• **Set problem**
Write out each line exactly as given. Leave the pictures out of your copy.

• **Information supplied**
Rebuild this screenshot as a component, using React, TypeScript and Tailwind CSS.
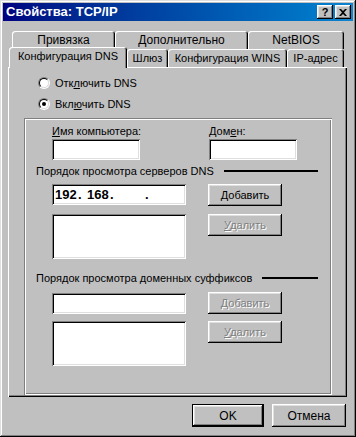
import React from "react";

const raised =
  "bg-[#c0c0c0] shadow-[inset_-1px_-1px_#000,inset_1px_1px_#fff,inset_-2px_-2px_#808080,inset_2px_2px_#dfdfdf]";
const sunken =
  "bg-white shadow-[inset_1px_1px_#808080,inset_-1px_-1px_#fff,inset_2px_2px_#000,inset_-2px_-2px_#dfdfdf]";
const disabled = "text-[#808080] [text-shadow:1px_1px_0_#fff]";

const Radio = ({ checked }: { checked?: boolean }) => (
  <div className="w-[12px] h-[12px] rounded-full border border-t-[#808080] border-l-[#808080] border-r-white border-b-white">
    <div className="w-full h-full rounded-full border border-t-black border-l-black border-r-[#dfdfdf] border-b-[#dfdfdf] bg-white flex items-center justify-center">
      {checked && <div className="w-[4px] h-[4px] rounded-full bg-black" />}
    </div>
  </div>
);

const Tab = ({ label, w, active }: { label: string; w: string; active?: boolean }) => (
  <div
    className={`${w} ${
      active ? "relative z-10 -mt-[2px] h-[21px] pb-[3px]" : "h-[18px]"
    } flex items-center justify-center whitespace-nowrap bg-[#c0c0c0] rounded-t-[3px] shadow-[inset_1px_1px_#fff,inset_-1px_0_#000,inset_-2px_0_#808080]`}
  >
    {label}
  </div>
);

const Btn = ({ children, off }: { children: React.ReactNode; off?: boolean }) => (
  <div className={`${raised} h-[22px] flex items-center justify-center ${off ? disabled : ""}`}>{children}</div>
);

const Header = ({ text }: { text: string }) => (
  <div className="h-[14px] flex items-center pl-[12px] mr-[14px]">
    <span className="whitespace-nowrap">{text}</span>
    <div className="flex-1 h-[2px] bg-black ml-[10px]" />
  </div>
);

export default function App() {
  return (
    <div className="w-[356px] h-[437px] bg-[#c0c0c0] flex flex-col text-[11px] leading-[14px] text-black font-['Liberation_Sans',Arial,sans-serif] shadow-[inset_-1px_-1px_#000,inset_1px_1px_#dfdfdf,inset_-2px_-2px_#808080,inset_2px_2px_#fff]">
      {/* Title bar */}
      <div className="mx-[3px] mt-[3px] h-[18px] bg-gradient-to-r from-[#000080] to-[#1084d0] flex items-center justify-between pl-[3px] pr-[2px]">
        <span className="text-white font-bold text-[13px]">Свойства: TCP/IP</span>
        <div className="flex gap-[2px]">
          <div className={`${raised} w-[16px] h-[14px] flex items-center justify-center font-bold text-[11px] leading-none`}>?</div>
          <div className={`${raised} w-[16px] h-[14px] flex items-center justify-center`}>
            <svg width="8" height="7" viewBox="0 0 8 7">
              <path d="M0 0h2l2 2 2-2h2L5 3.5 8 7H6L4 5 2 7H0l3-3.5z" fill="#000" />
            </svg>
          </div>
        </div>
      </div>

      {/* Tabs */}
      <div className="flex ml-[12px] mt-[10px] text-[12px]">
        <Tab label="Привязка" w="w-[103px]" />
        <Tab label="Дополнительно" w="w-[133px]" />
        <Tab label="NetBIOS" w="w-[96px]" />
      </div>
      <div className="flex items-start ml-[9px] h-[18px]">
        <Tab label="Конфигурация DNS" w="w-[118px]" active />
        <Tab label="Шлюз" w="w-[41px]" />
        <Tab label="Конфигурация WINS" w="w-[119px]" />
        <Tab label="IP-адрес" w="w-[57px]" />
      </div>

      {/* Panel */}
      <div className="ml-[8px] w-[339px] h-[330px] flex flex-col shadow-[inset_1px_1px_#fff,inset_-1px_-1px_#000,inset_-2px_-2px_#808080]">
        <div className="ml-[30px] mt-[9px] flex flex-col gap-[7px]">
          <div className="h-[14px] flex items-center gap-[5px]">
            <Radio />
            <span>
              Отк<u>л</u>ючить DNS
            </span>
          </div>
          <div className="h-[14px] flex items-center gap-[5px]">
            <Radio checked />
            <span>
              Вкл<u>ю</u>чить DNS
            </span>
          </div>
        </div>

        <div className="ml-[16px] mr-[15px] mt-[7px] mb-[2px] flex-1 flex flex-col pt-[6px] shadow-[inset_1px_1px_#808080,inset_2px_2px_#fff,inset_-1px_-1px_#fff,inset_-2px_-2px_#808080]">
          <div className="flex ml-[28px] gap-[69px]">
            <div className="w-[88px] flex flex-col gap-[1px]">
              <span className="whitespace-nowrap">
                <u>И</u>мя компьютера:
              </span>
              <div className={`${sunken} h-[21px]`} />
            </div>
            <div className="w-[88px] flex flex-col gap-[1px]">
              <span>
                Дом<u>е</u>н:
              </span>
              <div className={`${sunken} h-[21px]`} />
            </div>
          </div>

          <div className="mt-[4px]">
            <Header text="Порядок просмотра серверов DNS" />
          </div>
          <div className="ml-[28px] mt-[6px] grid grid-cols-[134px_74px] gap-x-[22px] gap-y-[8px] items-start">
            <div className={`${sunken} h-[21px] flex items-center pl-[3px] font-bold text-[13px]`}>
              <span className="w-[23px]">192</span>
              <span className="w-[9px]">.</span>
              <span className="w-[23px]">168</span>
              <span className="w-[9px]">.</span>
              <span className="w-[26px]" />
              <span className="w-[9px]">.</span>
            </div>
            <Btn>
              <span>
                <u>Д</u>обавить
              </span>
            </Btn>
            <div className={`${sunken} h-[45px]`} />
            <Btn off>
              <span>
                <u>У</u>далить
              </span>
            </Btn>
          </div>

          <div className="mt-[12px]">
            <Header text="Порядок просмотра доменных суффиксов" />
          </div>
          <div className="ml-[28px] mt-[7px] grid grid-cols-[134px_74px] gap-x-[22px] gap-y-[7px] items-start">
            <div className={`${sunken} h-[21px] mt-[1px]`} />
            <Btn off>
              <span>
                <u>Д</u>обавить
              </span>
            </Btn>
            <div className={`${sunken} h-[45px]`} />
            <Btn off>
              <span>
                <u>У</u>далить
              </span>
            </Btn>
          </div>
        </div>
      </div>

      {/* Dialog buttons */}
      <div className="flex justify-end gap-[8px] mr-[10px] mt-[7px] text-[12px]">
        <div className="w-[72px] h-[23px] flex items-center justify-center bg-[#c0c0c0] shadow-[inset_0_0_0_1px_#000,inset_-2px_-2px_#000,inset_2px_2px_#fff,inset_-3px_-3px_#808080,inset_3px_3px_#dfdfdf]">
          OK
        </div>
        <div className={`${raised} w-[74px] h-[23px] flex items-center justify-center`}>Отмена</div>
      </div>
    </div>
  );
}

• **Solved problem**
Rebuild this screenshot as a component, using React, TypeScript and Tailwind CSS.
import React from "react";

const raised =
  "bg-[#c0c0c0] shadow-[inset_-1px_-1px_#000,inset_1px_1px_#fff,inset_-2px_-2px_#808080,inset_2px_2px_#dfdfdf]";
const sunken =
  "bg-white shadow-[inset_1px_1px_#808080,inset_-1px_-1px_#fff,inset_2px_2px_#000,inset_-2px_-2px_#dfdfdf]";
const disabled = "text-[#808080] [text-shadow:1px_1px_0_#fff]";

const Radio = ({ checked }: { checked?: boolean }) => (
  <div className="w-[12px] h-[12px] rounded-full border border-t-[#808080] border-l-[#808080] border-r-white border-b-white">
    <div className="w-full h-full rounded-full border border-t-black border-l-black border-r-[#dfdfdf] border-b-[#dfdfdf] bg-white flex items-center justify-center">
      {checked && <div className="w-[4px] h-[4px] rounded-full bg-black" />}
    </div>
  </div>
);

const Tab = ({ label, w, active }: { label: string; w: string; active?: boolean }) => (
  <div
    className={`${w} ${
      active ? "relative z-10 -mt-[2px] h-[21px] pb-[3px]" : "h-[18px]"
    } flex items-center justify-center whitespace-nowrap bg-[#c0c0c0] rounded-t-[3px] shadow-[inset_1px_1px_#fff,inset_-1px_0_#000,inset_-2px_0_#808080]`}
  >
    {label}
  </div>
);

const Btn = ({ children, off }: { children: React.ReactNode; off?: boolean }) => (
  <div className={`${raised} h-[22px] flex items-center justify-center ${off ? disabled : ""}`}>{children}</div>
);

const Header = ({ text }: { text: string }) => (
  <div className="h-[14px] flex items-center pl-[12px] mr-[14px]">
    <span className="whitespace-nowrap">{text}</span>
    <div className="flex-1 h-[2px] bg-black ml-[10px]" />
  </div>
);

export default function App() {
  return (
    <div className="w-[356px] h-[437px] bg-[#c0c0c0] flex flex-col text-[11px] leading-[14px] text-black font-['Liberation_Sans',Arial,sans-serif] shadow-[inset_-1px_-1px_#000,inset_1px_1px_#dfdfdf,inset_-2px_-2px_#808080,inset_2px_2px_#fff]">
      {/* Title bar */}
      <div className="mx-[3px] mt-[3px] h-[18px] bg-gradient-to-r from-[#000080] to-[#1084d0] flex items-center justify-between pl-[3px] pr-[2px]">
        <span className="text-white font-bold text-[13px]">Свойства: TCP/IP</span>
        <div className="flex gap-[2px]">
          <div className={`${raised} w-[16px] h-[14px] flex items-center justify-center font-bold text-[11px] leading-none`}>?</div>
          <div className={`${raised} w-[16px] h-[14px] flex items-center justify-center`}>
            <svg width="8" height="7" viewBox="0 0 8 7">
              <path d="M0 0h2l2 2 2-2h2L5 3.5 8 7H6L4 5 2 7H0l3-3.5z" fill="#000" />
            </svg>
          </div>
        </div>
      </div>

      {/* Tabs */}
      <div className="flex ml-[12px] mt-[10px] text-[12px]">
        <Tab label="Привязка" w="w-[103px]" />
        <Tab label="Дополнительно" w="w-[133px]" />
        <Tab label="NetBIOS" w="w-[96px]" />
      </div>
      <div className="flex items-start ml-[9px] h-[18px]">
        <Tab label="Конфигурация DNS" w="w-[118px]" active />
        <Tab label="Шлюз" w="w-[41px]" />
        <Tab label="Конфигурация WINS" w="w-[119px]" />
        <Tab label="IP-адрес" w="w-[57px]" />
      </div>

      {/* Panel */}
      <div className="ml-[8px] w-[339px] h-[330px] flex flex-col shadow-[inset_1px_1px_#fff,inset_-1px_-1px_#000,inset_-2px_-2px_#808080]">
        <div className="ml-[30px] mt-[9px] flex flex-col gap-[7px]">
          <div className="h-[14px] flex items-center gap-[5px]">
            <Radio />
            <span>
              Отк<u>л</u>ючить DNS
            </span>
          </div>
          <div className="h-[14px] flex items-center gap-[5px]">
            <Radio checked />
            <span>
              Вкл<u>ю</u>чить DNS
            </span>
          </div>
        </div>

        <div className="ml-[16px] mr-[15px] mt-[7px] mb-[2px] flex-1 flex flex-col pt-[6px] shadow-[inset_1px_1px_#808080,inset_2px_2px_#fff,inset_-1px_-1px_#fff,inset_-2px_-2px_#808080]">
          <div className="flex ml-[28px] gap-[69px]">
            <div className="w-[88px] flex flex-col gap-[1px]">
              <span className="whitespace-nowrap">
                <u>И</u>мя компьютера:
              </span>
              <div className={`${sunken} h-[21px]`} />
            </div>
            <div className="w-[88px] flex flex-col gap-[1px]">
              <span>
                Дом<u>е</u>н:
              </span>
              <div className={`${sunken} h-[21px]`} />
            </div>
          </div>

          <div className="mt-[4px]">
            <Header text="Порядок просмотра серверов DNS" />
          </div>
          <div className="ml-[28px] mt-[6px] grid grid-cols-[134px_74px] gap-x-[22px] gap-y-[8px] items-start">
            <div className={`${sunken} h-[21px] flex items-center pl-[3px] font-bold text-[13px]`}>
              <span className="w-[23px]">192</span>
              <span className="w-[9px]">.</span>
              <span className="w-[23px]">168</span>
              <span className="w-[9px]">.</span>
              <span className="w-[26px]" />
              <span className="w-[9px]">.</span>
            </div>
            <Btn>
              <span>
                <u>Д</u>обавить
              </span>
            </Btn>
            <div className={`${sunken} h-[45px]`} />
            <Btn off>
              <span>
                <u>У</u>далить
              </span>
            </Btn>
          </div>

          <div className="mt-[12px]">
            <Header text="Порядок просмотра доменных суффиксов" />
          </div>
          <div className="ml-[28px] mt-[7px] grid grid-cols-[134px_74px] gap-x-[22px] gap-y-[7px] items-start">
            <div className={`${sunken} h-[21px] mt-[1px]`} />
            <Btn off>
              <span>
                <u>Д</u>обавить
              </span>
            </Btn>
            <div className={`${sunken} h-[45px]`} />
            <Btn off>
              <span>
                <u>У</u>далить
              </span>
            </Btn>
          </div>
        </div>
      </div>

      {/* Dialog buttons */}
      <div className="flex justify-end gap-[8px] mr-[10px] mt-[7px] text-[12px]">
        <div className="w-[72px] h-[23px] flex items-center justify-center bg-[#c0c0c0] shadow-[inset_0_0_0_1px_#000,inset_-2px_-2px_#000,inset_2px_2px_#fff,inset_-3px_-3px_#808080,inset_3px_3px_#dfdfdf]">
          OK
        </div>
        <div className={`${raised} w-[74px] h-[23px] flex items-center justify-center`}>Отмена</div>
      </div>
    </div>
  );
}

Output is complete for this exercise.